I’ll try to recreate the post that Boingo ate. Here goes.
I’m in Los Angeles now after a longer than usual trip from Sydney. As a result I’ll get home three hours later than I expected.
Clinton dropped me off at the Sydney airport this morning a good two and a half hours early for my flight. I walked into a crowded airport, with people lined up in queues as far as the eye could see.
I found my way to the correct queue and asked what was going on. A family from Perth on their way to Disneyworld told me the airport had suffered a power outage. Though the power was on at the check-in counters, the baggage system wasn’t working and the check-in process had come to a standstill.
We chatted for a while until I looked up and saw the displays above the counters flicker to life. My applause was premature, however, as the baggage system was still dead. At least I got a chance to see the displays boot into some Red Hat-flavor of Linux.
The queues got longer, reporters interviewed weary travellers, and airline staff passed out free water and cookies. The mood remained upbeat, mostly. Still the time dragged on.
It took me two and a half hours to actually reach the check-in counter. In other words, the first 100 meters of my trip took two and a half hours. I still had fifteen million meters more to go!
The original departure time had come and gone by the time I reached the gate. People weren’t boarding yet because the majority of passengers hadn’t yet checked in. That tacked on another 20 minutes before boarding began.
The flight was an hour late before I reached my seat. As the power outage had caused a pileup of departing planes, we had to wait to get a tow to the taxiway. Then another wait for the flight data to download into the plane’s computers.

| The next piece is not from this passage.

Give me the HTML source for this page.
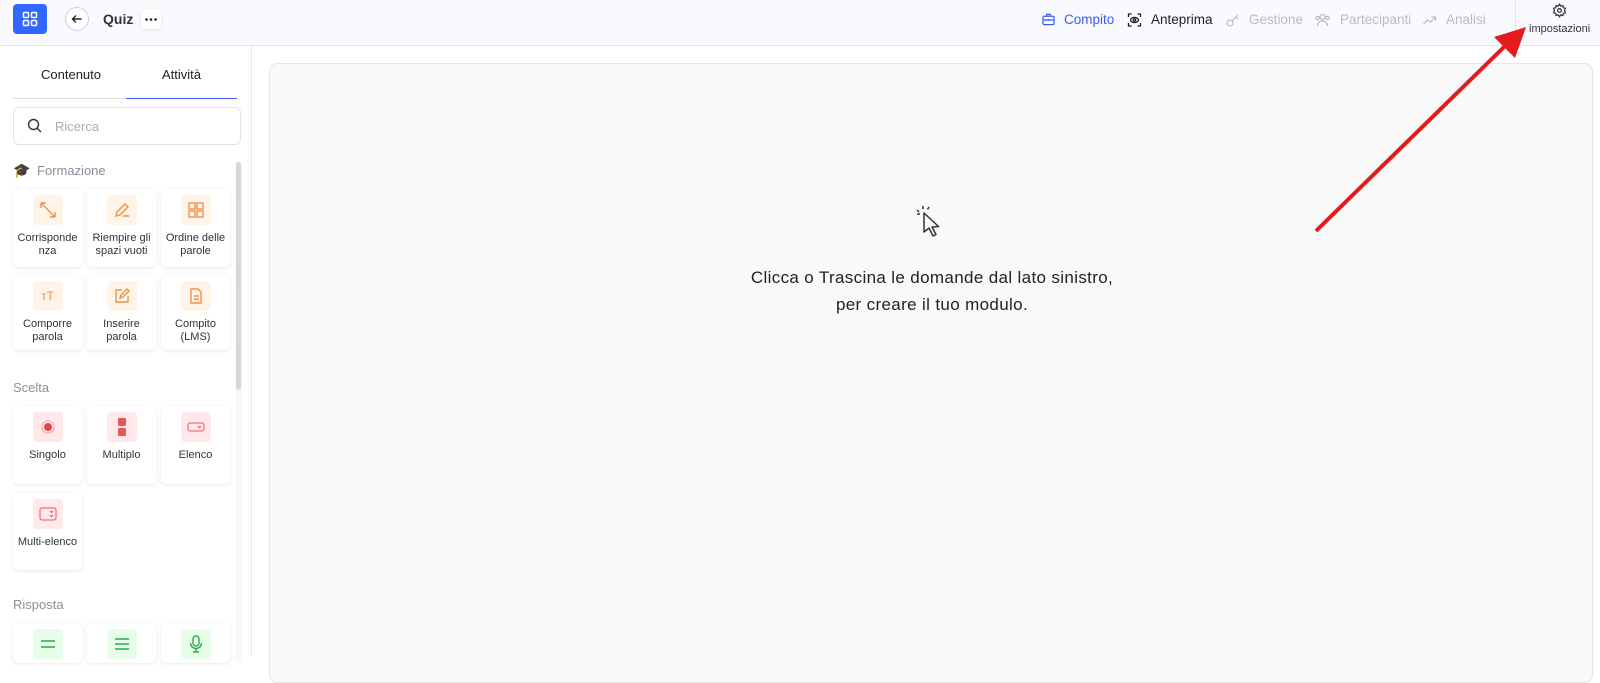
<!DOCTYPE html>
<html><head><meta charset="utf-8"><style>
*{box-sizing:border-box;margin:0;padding:0}
body{width:1600px;height:656px;overflow:hidden;background:#fff;font-family:"Liberation Sans",sans-serif;position:relative;color:#222}
.abs{position:absolute}
.hdr{left:0;top:0;width:1600px;height:46px;background:#fafafe;border-bottom:1px solid #e3e4ea}
.nav{top:12px;font-size:13.5px;display:flex;align-items:center;gap:9px;color:#bbb}
.card{position:absolute;width:69px;background:#fff;border-radius:5px;box-shadow:0 1px 4px rgba(0,0,0,.09);text-align:center;font-size:11px;color:#333;line-height:13px}
.ib{width:30px;height:30px;border-radius:4px;margin:6px auto 7px;display:flex;align-items:center;justify-content:center}
.o{background:#fff4e8}.r{background:#ffe9ea}.g{background:#e6fde9}
.sec{font-size:13px;color:#8a8f9c}
</style></head><body>
<div class="abs hdr"></div>
<div class="abs" style="left:13px;top:4px;width:34px;height:30px;background:#3366ff;border-radius:4px;display:flex;align-items:center;justify-content:center">
<svg width="16" height="16" viewBox="0 0 16 16" fill="none" stroke="#fff" stroke-width="1.5"><rect x="1.5" y="1.5" width="5" height="5" rx="1"/><rect x="9.5" y="1.5" width="5" height="5" rx="1"/><rect x="1.5" y="9.5" width="5" height="5" rx="1"/><rect x="9.5" y="9.5" width="5" height="5" rx="1"/></svg></div>
<div class="abs" style="left:65px;top:7px;width:24px;height:24px;border:1px solid #c9cff8;border-radius:50%;background:#fff;display:flex;align-items:center;justify-content:center"><svg width="12" height="12" viewBox="0 0 12 12" fill="none" stroke="#222" stroke-width="1.4"><path d="M10.5 6H1.5M5 2.5L1.5 6 5 9.5"/></svg></div>
<div class="abs" style="left:103px;top:11px;font-size:14px;font-weight:bold;color:#333">Quiz</div>
<div class="abs" style="left:141px;top:9px;width:20px;height:20px;background:#fff;border-radius:4px;box-shadow:0 1px 3px rgba(0,0,0,.1);display:flex;align-items:center;justify-content:center"><svg width="12" height="3"><circle cx="1.5" cy="1.5" r="1.3" fill="#222"/><circle cx="6" cy="1.5" r="1.3" fill="#222"/><circle cx="10.5" cy="1.5" r="1.3" fill="#222"/></svg></div>

<div class="abs nav" style="left:1042px;color:#3a5cf0"><svg width="13" height="13" viewBox="0 0 14 14" fill="none" stroke="#3a5cf0" stroke-width="1.3"><rect x="1" y="3.5" width="12" height="9" rx="1.5"/><path d="M5 3.5V1.5h4v2M1 7.5h12M7 6.5v2"/></svg><span>Compito</span></div>
<div class="abs nav" style="left:1127px;color:#222"><svg width="15" height="14" viewBox="0 0 14 14" fill="none" stroke="#222" stroke-width="1.3"><path d="M1 4V1h3M10 1h3v3M13 10v3h-3M4 13H1v-3"/><ellipse cx="7" cy="7" rx="4" ry="2.6"/><circle cx="7" cy="7" r="1.2"/></svg><span>Anteprima</span></div>
<div class="abs nav" style="left:1226px"><svg width="14" height="14" viewBox="0 0 14 14" fill="none" stroke="#bbb" stroke-width="1.2"><circle cx="4" cy="10" r="3"/><path d="M6 8l6-6M10 4l2 2"/></svg><span>Gestione</span></div>
<div class="abs nav" style="left:1314px"><svg width="17" height="14" viewBox="0 0 16 14" fill="none" stroke="#bbb" stroke-width="1.2"><circle cx="8" cy="4" r="2.5"/><path d="M3 13c0-3 2-5 5-5s5 2 5 5"/><circle cx="3" cy="5" r="1.6"/><circle cx="13" cy="5" r="1.6"/></svg><span>Partecipanti</span></div>
<div class="abs nav" style="left:1422px"><svg width="15" height="14" viewBox="0 0 14 14" fill="none" stroke="#bbb" stroke-width="1.2"><path d="M1 11l4-4 3 2 5-5M9 4h4v4"/></svg><span>Analisi</span></div>
<div class="abs" style="left:1515px;top:0;width:1px;height:45px;background:#e3e4ea"></div>
<svg class="abs" style="left:1552px;top:3px" width="15" height="15" viewBox="0 0 24 24" fill="none" stroke="#333" stroke-width="2"><circle cx="12" cy="12" r="3"/><path d="M12 2l2 3 3.5-1 .5 3.5 3.5 1-1.5 3.5 1.5 3.5-3.5 1-.5 3.5-3.5-1-2 3-2-3-3.5 1-.5-3.5-3.5-1 1.5-3.5L2.5 8.5l3.5-1 .5-3.5 3.5 1z"/></svg>
<div class="abs" style="left:1529px;top:23px;font-size:11px;color:#333">impostazioni</div>

<div class="abs" style="left:251px;top:46px;width:1px;height:610px;background:#e8e9ee"></div>
<div class="abs" style="left:269px;top:63px;width:1324px;height:620px;background:#f9f9f9;border:1px solid #e6e6ea;border-radius:8px"></div>

<div class="abs" style="left:41px;top:67px;font-size:13px">Contenuto</div>
<div class="abs" style="left:162px;top:67px;font-size:13px">Attività</div>
<div class="abs" style="left:13px;top:98px;width:113px;height:1px;background:#ddd"></div>
<div class="abs" style="left:126px;top:98px;width:111px;height:1px;background:#3a5cf0"></div>
<div class="abs" style="left:13px;top:107px;width:228px;height:38px;border:1px solid #dfe1e6;border-radius:6px"></div>
<svg class="abs" style="left:27px;top:118px" width="15" height="15" viewBox="0 0 15 15" fill="none" stroke="#333" stroke-width="1.4"><circle cx="6.5" cy="6.5" r="5"/><path d="M10.2 10.2L14 14"/></svg>
<div class="abs" style="left:55px;top:119px;font-size:13px;color:#aab">Ricerca</div>
<div class="abs" style="left:236px;top:162px;width:6px;height:500px;background:#f6f7f9"></div>
<div class="abs" style="left:236px;top:162px;width:5px;height:228px;background:#d5d8de;border-radius:3px"></div>

<div class="abs" style="left:13px;top:162px;font-size:14px">🎓</div>
<div class="abs sec" style="left:37px;top:163px">Formazione</div>

<div class="card" style="left:13px;top:189px;height:78px"><div class="ib o"><svg width="18" height="18" viewBox="0 0 18 18" fill="none" stroke="#f0904a" stroke-width="1.4"><path d="M2 2l14 14M2 2v5M2 2h5M16 16v-5M16 16h-5"/></svg></div>Corrisponde<br>nza</div>
<div class="card" style="left:87px;top:189px;height:78px"><div class="ib o"><svg width="18" height="18" viewBox="0 0 18 18" fill="none" stroke="#f0904a" stroke-width="1.4"><path d="M3 15l1-4 8-8 3 3-8 8zM10 15h6"/></svg></div>Riempire gli<br>spazi vuoti</div>
<div class="card" style="left:161px;top:189px;height:78px"><div class="ib o"><svg width="18" height="18" viewBox="0 0 18 18" fill="none" stroke="#f0904a" stroke-width="1.4"><rect x="2" y="2" width="6" height="6"/><rect x="10" y="2" width="6" height="6"/><rect x="2" y="10" width="6" height="6"/><rect x="10" y="10" width="6" height="6"/></svg></div>Ordine delle<br>parole</div>
<div class="card" style="left:13px;top:275px;height:75px"><div class="ib o"><span style="color:#f0904a;font-size:12px">ᴛT</span></div>Comporre<br>parola</div>
<div class="card" style="left:87px;top:275px;height:75px"><div class="ib o"><svg width="18" height="18" viewBox="0 0 18 18" fill="none" stroke="#f0904a" stroke-width="1.4"><path d="M9 3H3v12h12V9M7 11l1-3 6-6 2 2-6 6z"/></svg></div>Inserire<br>parola</div>
<div class="card" style="left:161px;top:275px;height:75px"><div class="ib o"><svg width="18" height="18" viewBox="0 0 18 18" fill="none" stroke="#f0904a" stroke-width="1.4"><path d="M4 2h7l3 3v11H4zM7 9h5M7 12h5"/></svg></div>Compito<br>(LMS)</div>

<div class="abs sec" style="left:13px;top:380px">Scelta</div>
<div class="card" style="left:13px;top:406px;height:78px"><div class="ib r"><svg width="16" height="16"><circle cx="8" cy="8" r="6" fill="none" stroke="#f4a0a0"/><circle cx="8" cy="8" r="4" fill="#e84545"/></svg></div>Singolo</div>
<div class="card" style="left:87px;top:406px;height:78px"><div class="ib r"><svg width="10" height="20"><rect x="1" y="1" width="8" height="8" rx="1.5" fill="#e85555"/><rect x="1" y="11" width="8" height="8" rx="1.5" fill="#e85555"/></svg></div>Multiplo</div>
<div class="card" style="left:161px;top:406px;height:78px"><div class="ib r"><svg width="18" height="10"><rect x="1" y="1" width="16" height="8" rx="2" fill="none" stroke="#e85555"/><path d="M11 4l1.5 1.5L14 4" stroke="#e85555" fill="none"/></svg></div>Elenco</div>
<div class="card" style="left:13px;top:493px;height:77px"><div class="ib r"><svg width="18" height="14"><rect x="1" y="1" width="16" height="12" rx="2" fill="none" stroke="#e85555"/><path d="M11 4l1.5 1.5L14 4M11 8l1.5 1.5L14 8" stroke="#e85555" fill="none"/></svg></div>Multi-elenco</div>

<div class="abs sec" style="left:13px;top:597px">Risposta</div>
<div class="card" style="left:13px;top:623px;height:40px"><div class="ib g"><svg width="14" height="8" stroke="#2eaa4a" stroke-width="1.5"><path d="M0 1h14M0 7h14"/></svg></div></div>
<div class="card" style="left:87px;top:623px;height:40px"><div class="ib g"><svg width="14" height="12" stroke="#2eaa4a" stroke-width="1.5"><path d="M0 1h14M0 6h14M0 11h14"/></svg></div></div>
<div class="card" style="left:161px;top:623px;height:40px"><div class="ib g"><svg width="14" height="18" fill="none" stroke="#2eaa4a" stroke-width="1.4"><rect x="4" y="1" width="6" height="10" rx="3"/><path d="M1.5 8a5.5 5.5 0 0011 0M7 13.5V17M4 17h6"/></svg></div></div>

<svg class="abs" style="left:915px;top:206px" width="30" height="36" viewBox="0 0 30 36" fill="none" stroke="#333" stroke-width="1.5"><path d="M9 7l0 19 5-4 4 8 3-1.5-4-7.5 6.5-0.5z" stroke-linejoin="round"/><path d="M8 0v3M2 4l2 2M14 1l-1.5 2.5M2 8h3"/></svg>
<div class="abs" style="left:582px;top:264px;width:700px;text-align:center;font-size:17px;letter-spacing:0.35px;line-height:27px;color:#222">Clicca o Trascina le domande dal lato sinistro,<br>per creare il tuo modulo.</div>

<svg class="abs" style="left:0;top:0" width="1600" height="656"><line x1="1316" y1="231" x2="1505" y2="46" stroke="#e31b1b" stroke-width="4"/><polygon points="1526,27 1515,58 1494,37" fill="#e31b1b"/></svg>
</body></html>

We left Australian soil over two hours late.
Fortuntately, the pilots hauled ass across the Pacific. We made Los Angeles in a little over twelve hours, travelling at ground speeds of 650 miles per hour! Gotta love having the jet stream for a tailwind.
Still, it wasn’t enough to make my connecting flight, which left Los Angeles before I had even cleared Customs. I had another 30 minute wait to get booked on another airline, a 20 minute walk to the US Airways terminal, and 5 minutes for “special screening” once I got there.
Now my US Airways flight to Charlotte is boarding. From Charlotte I fly to Raleigh, getting in around 11:30 if I’m lucky.
That’s twenty-two hours of travel, thirty hours without significant sleep.
At least I’ll be home soon, and shortly after with my family. Woo!